Despite some significant concessions that were necessary to bring Naftali Bennett’s right-wing Jewish Home party into the government, Netanyahu was also careful not to form a government that the Zionist Union would be unable to join in the future.
In one telling example, the Housing Ministry – a sensitive portfolio in relation to the controversial West Bank settlement issue – was taken out of the hands of pro-settler Jewish Home and given to the new centrist party Kulanu.
This move surely heralds a continuation of Netanyahu’s policy of building fewer homes in West Bank settlements than the prime ministers who preceded him, with the overwhelming majority in areas Israel is expected to keep in any future diplomatic agreement.
It also gives the lie to critics who incorrectly argue settlement “expansion” is making a Palestinian state geographically impossible.
Furthermore, the coalition agreement drafted by Netanyahu calls for the new government to “advance the diplomatic process and strive for a peace agreement with the Palestinians” and he re-affirmed to European diplomats on May 20 that “I support the vision of two states for two peoples.”
Netanyahu and Herzog largely see eye-to-eye on defence matters, including the paramount imperative to push for a better nuclear deal with a totally unreformed, revolutionary, repressive Iran which would effectively prevent Teheran from developing a nuclear weapons capability, both today and in the distant future.
Similarly, Netanyahu and Herzog share a belief in Israel’s long-term need for a secure, negotiated two-state peace outcome with the Palestinians.
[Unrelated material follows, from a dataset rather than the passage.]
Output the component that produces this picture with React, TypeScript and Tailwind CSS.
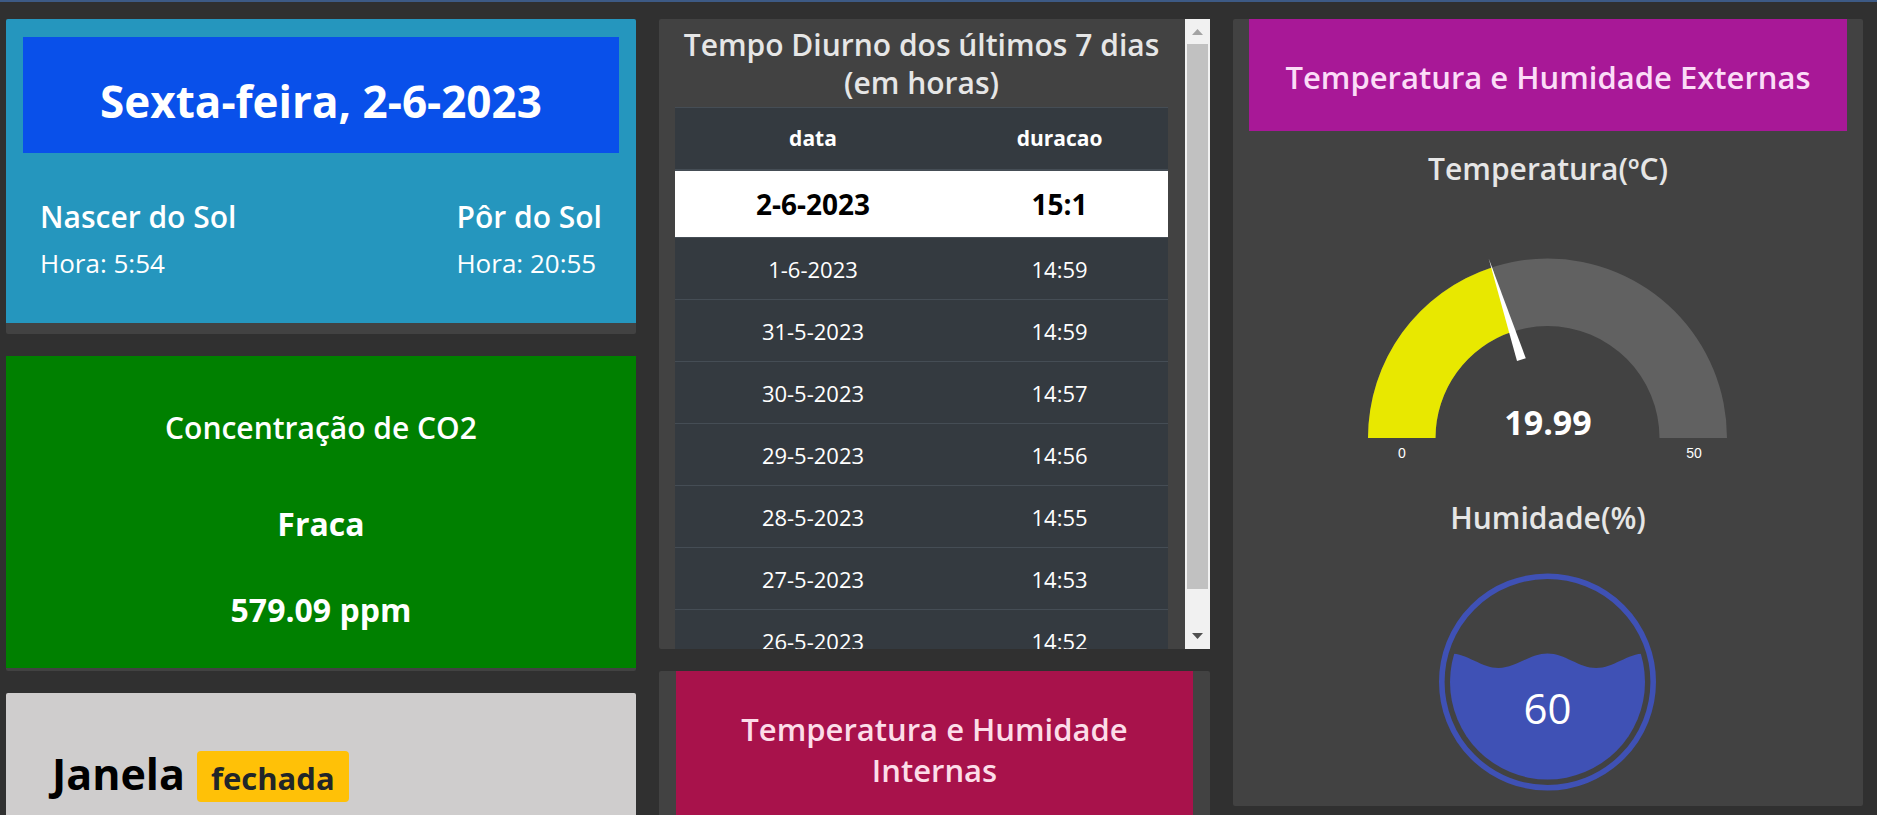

At the same time, they oppose risky, short-sighted initiatives such as a reported French-inspired and New Zealand-backed UN Security Council resolution which apparently would impose a deadline for the establishment of a Palestinian state – a serious disincentive for Palestinian compromises and willingness to resume bilateral negotiations, the only constructive way forward.
They also agree that such a move does not take into account the dangerous realities on the ground, including the strength of Hamas and its rejectionist allies who are sworn to continue trying to destroy Israel even after a Palestinian state is created.
This is why Herzog did not promise a pie-in-the-sky peace agreement with the Palestinians during the recent election campaign, but only vowed to try to improve relations with the Palestinians and explore possibilities for interim agreements.
This is also an approach which Netanyahu – who voiced scepticism over the likelihood of an agreed Palestinian state in the short-term primarily because of the resurgence of violent Islamism across the region – can readily support.
In addition, it is the Likud and the Zionist Union’s shared interest to work together to enact electoral reforms to make governments harder to topple and weaken the leverage of fringe parties, thus coalescing power around the political centre. Indeed, Netanyahu called for such reforms during the election, and again in announcing his new government.
Netanyahu, who has kept the vital Foreign Ministry portfolio to himself, is apparently reserving it for Herzog in the hope that the issues preventing the Zionist Union from joining the government can somehow be resolved.
The negotiations between Netanyahu and Herzog were private, and so it is impossible to determine exactly what the remaining obstacles to a unity government are.
Yet Herzog, for his part, has been under intense pressure from Israel’s left and many in his own party intent on remaining in opposition both out of principle and to improve Labor’s chances next time around.
Thus, a broadening of the government may not be achievable and the current narrow configuration may persist. Yet despite the obvious pressures and frequent crises it is likely to confront, it may, like other similarly narrow governments in Israel’s past, endure longer than anticipated.
While the future is uncertain, Netanyahu’s willingness to let Yisrael Beitenu walk rather than pander to its demands, along with his firmness with Jewish Home over the settlement issue, appears to reveal a determination by the Prime Minister to maintain a centrist pragmatic stance in his new narrow centre-right government, even if he cannot broaden it.